§ The exercise: Work out how many lines of the listing hold "components", then state only that count.
======== Supplied material ========
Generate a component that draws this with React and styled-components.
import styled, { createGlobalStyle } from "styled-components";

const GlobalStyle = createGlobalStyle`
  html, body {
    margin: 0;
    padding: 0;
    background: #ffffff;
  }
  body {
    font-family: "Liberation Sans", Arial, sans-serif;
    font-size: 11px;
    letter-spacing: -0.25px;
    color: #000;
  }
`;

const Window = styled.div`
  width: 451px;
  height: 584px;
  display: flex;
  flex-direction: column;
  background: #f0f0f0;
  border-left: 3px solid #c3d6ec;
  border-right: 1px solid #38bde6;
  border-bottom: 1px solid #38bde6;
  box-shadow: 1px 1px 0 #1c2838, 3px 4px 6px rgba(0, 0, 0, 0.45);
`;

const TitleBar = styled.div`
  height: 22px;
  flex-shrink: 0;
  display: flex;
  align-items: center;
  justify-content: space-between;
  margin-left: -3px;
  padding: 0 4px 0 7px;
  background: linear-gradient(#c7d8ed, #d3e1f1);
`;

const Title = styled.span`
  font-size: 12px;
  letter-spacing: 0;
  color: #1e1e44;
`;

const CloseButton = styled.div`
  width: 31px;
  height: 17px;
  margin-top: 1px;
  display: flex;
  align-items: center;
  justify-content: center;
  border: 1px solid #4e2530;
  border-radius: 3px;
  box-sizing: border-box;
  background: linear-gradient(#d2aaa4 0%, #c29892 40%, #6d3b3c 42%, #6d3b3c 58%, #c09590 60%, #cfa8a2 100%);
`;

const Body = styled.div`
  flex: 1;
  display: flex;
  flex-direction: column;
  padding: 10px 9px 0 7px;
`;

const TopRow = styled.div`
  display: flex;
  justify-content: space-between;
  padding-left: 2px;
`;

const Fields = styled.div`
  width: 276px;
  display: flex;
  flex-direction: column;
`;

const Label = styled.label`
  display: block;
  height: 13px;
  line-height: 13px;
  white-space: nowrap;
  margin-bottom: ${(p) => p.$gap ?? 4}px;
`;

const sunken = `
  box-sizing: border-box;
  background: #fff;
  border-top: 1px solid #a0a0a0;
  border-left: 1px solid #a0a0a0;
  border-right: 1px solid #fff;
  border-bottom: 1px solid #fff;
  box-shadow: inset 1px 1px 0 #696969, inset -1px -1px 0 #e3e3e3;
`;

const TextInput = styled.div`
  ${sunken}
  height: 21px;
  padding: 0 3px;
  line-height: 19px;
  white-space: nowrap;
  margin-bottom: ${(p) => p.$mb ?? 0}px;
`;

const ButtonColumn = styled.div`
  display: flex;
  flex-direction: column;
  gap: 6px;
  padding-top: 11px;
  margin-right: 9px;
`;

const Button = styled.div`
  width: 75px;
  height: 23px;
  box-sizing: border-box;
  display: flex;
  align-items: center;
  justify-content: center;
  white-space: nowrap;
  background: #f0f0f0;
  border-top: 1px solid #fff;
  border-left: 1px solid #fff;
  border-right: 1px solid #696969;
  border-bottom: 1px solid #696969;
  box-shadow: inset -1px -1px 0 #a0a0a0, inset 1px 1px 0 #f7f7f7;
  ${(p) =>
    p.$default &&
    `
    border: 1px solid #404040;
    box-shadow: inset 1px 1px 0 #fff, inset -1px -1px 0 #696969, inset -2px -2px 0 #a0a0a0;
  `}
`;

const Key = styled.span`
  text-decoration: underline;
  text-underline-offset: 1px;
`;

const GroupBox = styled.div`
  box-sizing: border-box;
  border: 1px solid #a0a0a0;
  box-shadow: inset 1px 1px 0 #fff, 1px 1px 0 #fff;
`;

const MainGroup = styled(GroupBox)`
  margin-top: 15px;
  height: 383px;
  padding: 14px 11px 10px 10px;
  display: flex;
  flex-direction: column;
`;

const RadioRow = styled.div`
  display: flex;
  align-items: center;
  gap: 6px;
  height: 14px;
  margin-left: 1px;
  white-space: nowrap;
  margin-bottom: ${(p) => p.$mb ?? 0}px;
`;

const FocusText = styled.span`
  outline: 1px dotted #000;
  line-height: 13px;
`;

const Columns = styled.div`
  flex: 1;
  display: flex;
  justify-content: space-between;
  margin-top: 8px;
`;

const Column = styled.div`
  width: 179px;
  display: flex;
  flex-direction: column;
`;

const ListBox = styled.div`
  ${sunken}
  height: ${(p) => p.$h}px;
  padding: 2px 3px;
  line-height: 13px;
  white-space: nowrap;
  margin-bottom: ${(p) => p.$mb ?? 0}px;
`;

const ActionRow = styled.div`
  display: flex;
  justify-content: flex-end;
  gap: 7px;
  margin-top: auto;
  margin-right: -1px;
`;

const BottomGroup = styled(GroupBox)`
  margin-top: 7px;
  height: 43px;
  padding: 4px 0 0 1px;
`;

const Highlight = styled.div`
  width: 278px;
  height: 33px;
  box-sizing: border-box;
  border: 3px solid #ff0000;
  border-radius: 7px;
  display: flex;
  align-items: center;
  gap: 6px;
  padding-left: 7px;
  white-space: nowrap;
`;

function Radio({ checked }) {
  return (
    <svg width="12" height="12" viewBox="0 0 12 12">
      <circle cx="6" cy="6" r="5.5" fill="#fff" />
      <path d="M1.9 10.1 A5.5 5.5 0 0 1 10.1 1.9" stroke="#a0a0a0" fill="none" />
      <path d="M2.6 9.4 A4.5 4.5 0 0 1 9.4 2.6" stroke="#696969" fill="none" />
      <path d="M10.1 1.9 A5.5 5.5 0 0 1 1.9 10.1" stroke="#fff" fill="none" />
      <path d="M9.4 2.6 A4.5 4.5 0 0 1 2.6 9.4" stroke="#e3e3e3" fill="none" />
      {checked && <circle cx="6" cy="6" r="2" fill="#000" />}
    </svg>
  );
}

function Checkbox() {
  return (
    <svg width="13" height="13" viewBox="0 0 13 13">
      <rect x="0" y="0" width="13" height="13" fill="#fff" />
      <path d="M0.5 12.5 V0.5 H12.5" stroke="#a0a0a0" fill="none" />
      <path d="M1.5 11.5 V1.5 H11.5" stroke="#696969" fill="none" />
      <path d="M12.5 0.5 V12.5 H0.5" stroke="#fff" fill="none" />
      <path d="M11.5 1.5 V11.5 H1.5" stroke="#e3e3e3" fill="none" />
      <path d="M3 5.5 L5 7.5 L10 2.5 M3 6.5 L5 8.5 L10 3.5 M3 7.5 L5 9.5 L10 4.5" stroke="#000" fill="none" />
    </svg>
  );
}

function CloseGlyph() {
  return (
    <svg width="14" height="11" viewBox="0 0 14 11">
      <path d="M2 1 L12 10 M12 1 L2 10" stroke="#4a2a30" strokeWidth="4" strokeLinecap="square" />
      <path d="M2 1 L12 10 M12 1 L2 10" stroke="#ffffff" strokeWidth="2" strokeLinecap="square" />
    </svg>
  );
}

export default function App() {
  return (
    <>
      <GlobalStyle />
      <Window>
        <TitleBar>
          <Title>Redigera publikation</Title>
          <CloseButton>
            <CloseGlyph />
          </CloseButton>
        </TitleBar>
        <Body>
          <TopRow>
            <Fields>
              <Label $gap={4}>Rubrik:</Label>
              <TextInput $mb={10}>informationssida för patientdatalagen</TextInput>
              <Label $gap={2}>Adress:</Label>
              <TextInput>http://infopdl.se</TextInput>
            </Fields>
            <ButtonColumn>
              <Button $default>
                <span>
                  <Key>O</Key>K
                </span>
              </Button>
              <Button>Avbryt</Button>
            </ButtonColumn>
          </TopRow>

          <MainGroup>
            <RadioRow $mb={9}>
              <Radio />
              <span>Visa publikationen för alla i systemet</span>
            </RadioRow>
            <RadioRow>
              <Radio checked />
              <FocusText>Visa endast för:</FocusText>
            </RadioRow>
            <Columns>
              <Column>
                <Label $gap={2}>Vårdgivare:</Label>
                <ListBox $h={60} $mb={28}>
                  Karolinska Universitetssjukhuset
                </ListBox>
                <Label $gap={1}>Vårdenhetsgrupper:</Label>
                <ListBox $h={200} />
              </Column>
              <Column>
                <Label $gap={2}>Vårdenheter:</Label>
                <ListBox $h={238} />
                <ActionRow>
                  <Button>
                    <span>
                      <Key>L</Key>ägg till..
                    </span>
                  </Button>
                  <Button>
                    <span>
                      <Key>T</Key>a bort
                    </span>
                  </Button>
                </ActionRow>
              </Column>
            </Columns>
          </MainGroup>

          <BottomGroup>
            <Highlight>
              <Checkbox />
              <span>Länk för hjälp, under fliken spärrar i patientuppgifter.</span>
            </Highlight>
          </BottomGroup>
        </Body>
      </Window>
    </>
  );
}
========
§ The completed task: 2